Prespa North Macedonia Tsipras award
Zoran Zaev and Alexis Tsipras receive the award in Germany for their initiative in creating the Prespa Agreement in 2018. Credit: Facebook/SYRIZA

Former Prime Minister of Greece Alexis Tsipras and his North Macedonia counterpart, Zoran Zaev, were honored in Germany on Saturday for creating the 2018 Prespa Agreement.

In a ceremony, they received the the International Peace of Westphalia Prize which is awarded every two years. The award commemorated the peace agreement that was signed in Münster and Osnabrück at the end of the devastating Thirty Years’ War, which broke out exactly 400 years ago.

According to the announcement, the two leaders ended through their agreement the decades-long of conflict over the name of North- Macedonia and thereby contributed to the stability in the whole Balkan region.

“Without Tsipras and Zaev, the name dispute would not have ended, and the feud would continue to destabilize the entire Balkan region,” said Chairman Dr. Reinhard Zinkann.

Speaking at the ceremony, Tsipras said that the Prespa Agreement is a model for the peaceful settlement of disputes.

“The Prespa Agreement can make a significant contribution to a new European and global vision, as a model for the peaceful settlement of disputes by protecting national interests and building trust and cooperation even in the most difficult times,” he stated.

Referring to the preparation of the Agreement, he noted: “We wanted an Agreement under the UN that would withstand and would not collapse in the face of the first difficulty. An Agreement that would not only resolve our differences, but would tie us to a new strategic partnership to face challenges together and seize opportunities together.”

Prespa settles name dispute between Greece-North Macedonia

The Prespa agreement, apart from resolving the terminological differences, in particular over the name of North Macedonia, also covers areas of cooperation between the two countries in order to establish a strategic partnership between them.

Signed beside the mutually-shared Lake Prespa, from which it took its name, and ratified by the Parliaments of both countries, the agreement went into force on February 12, 2019 when the two countries notified the UN of the deal’s completion, following the ratification of the NATO accession protocol for North Macedonia on February 8.

It replaces the Interim Accord of 1995 and sees the Republic of Macedonia’s constitutional name changed to the Republic of North Macedonia erga omnes.

The international community reacted positively to the Prespa Agreement, with the media dubbing it “historic.” The citizens of both the nations affected by the pact, however, reacted more negatively to the agreement.
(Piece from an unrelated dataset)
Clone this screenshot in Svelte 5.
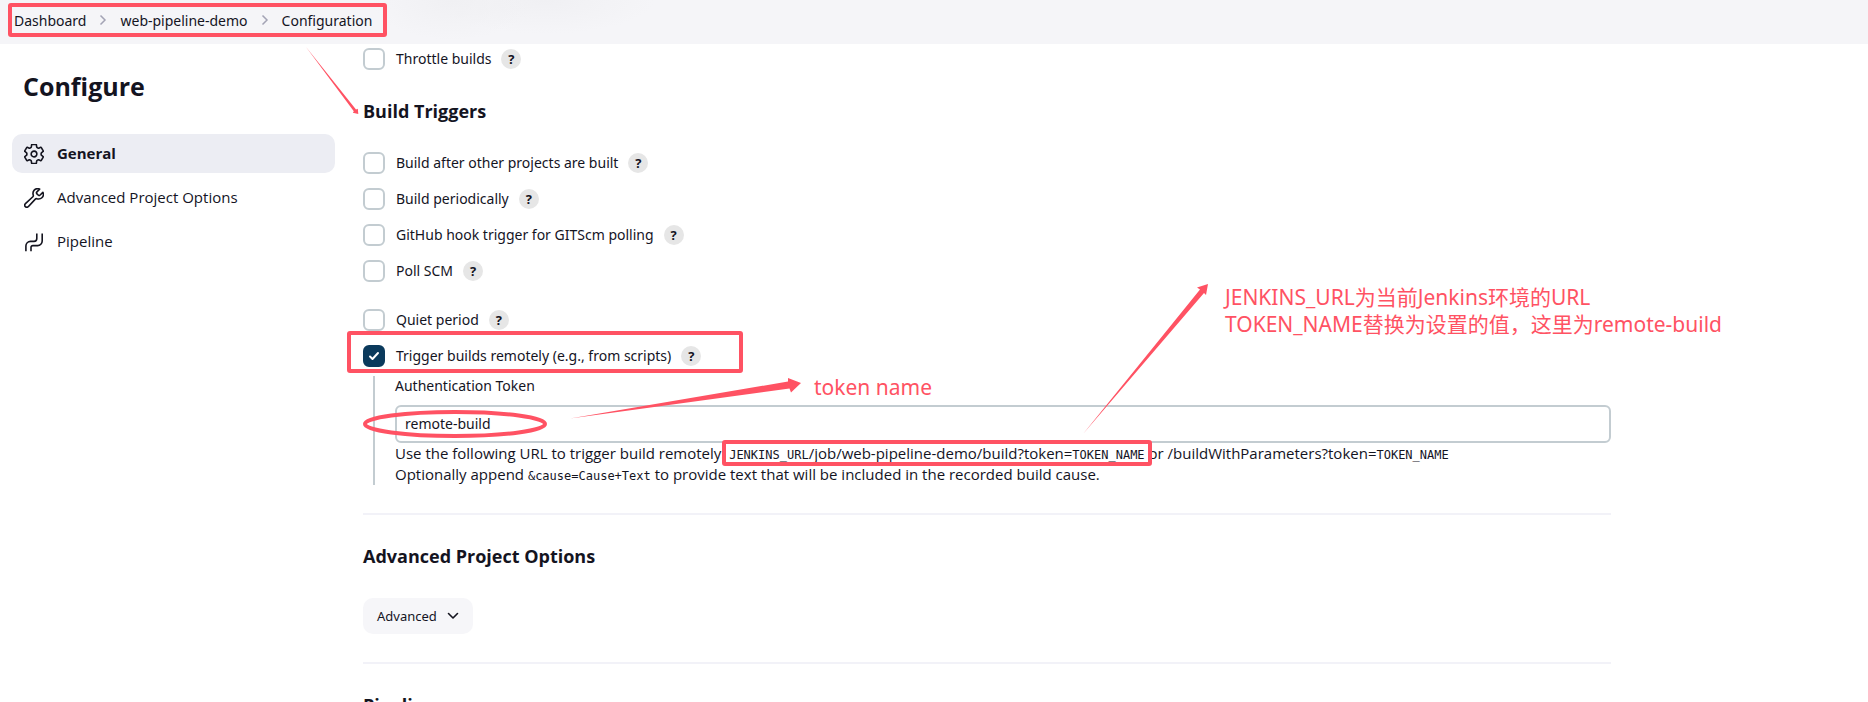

In North Macedonia, the President of the Republic, Gjorge Ivanov, declared that he wouldn’t sign the agreement, calling it “disastrous.”

In Greece the Prespa agreement was totally opposed by the far-right and the Communist Party. Additionally, the conservative New Democracy party filed a motion of no-confidence against Tsipras in Parliament because of the name deal, which was rejected two days later with a simple parliamentary majority, with 153 against it, 127 for.

In January 2019, huge rallies took place in Athens and other Greek cities against the agreement.

Kyriakos Mitsotakis, the leader of the New Democracy party at the time, before he became prime minister, had argued in this connection that the Greek Foreign Minister (and hence the government of SYRIZA) had no authority to sign the agreement, based on international legal arguments that were responded to by legal scholars.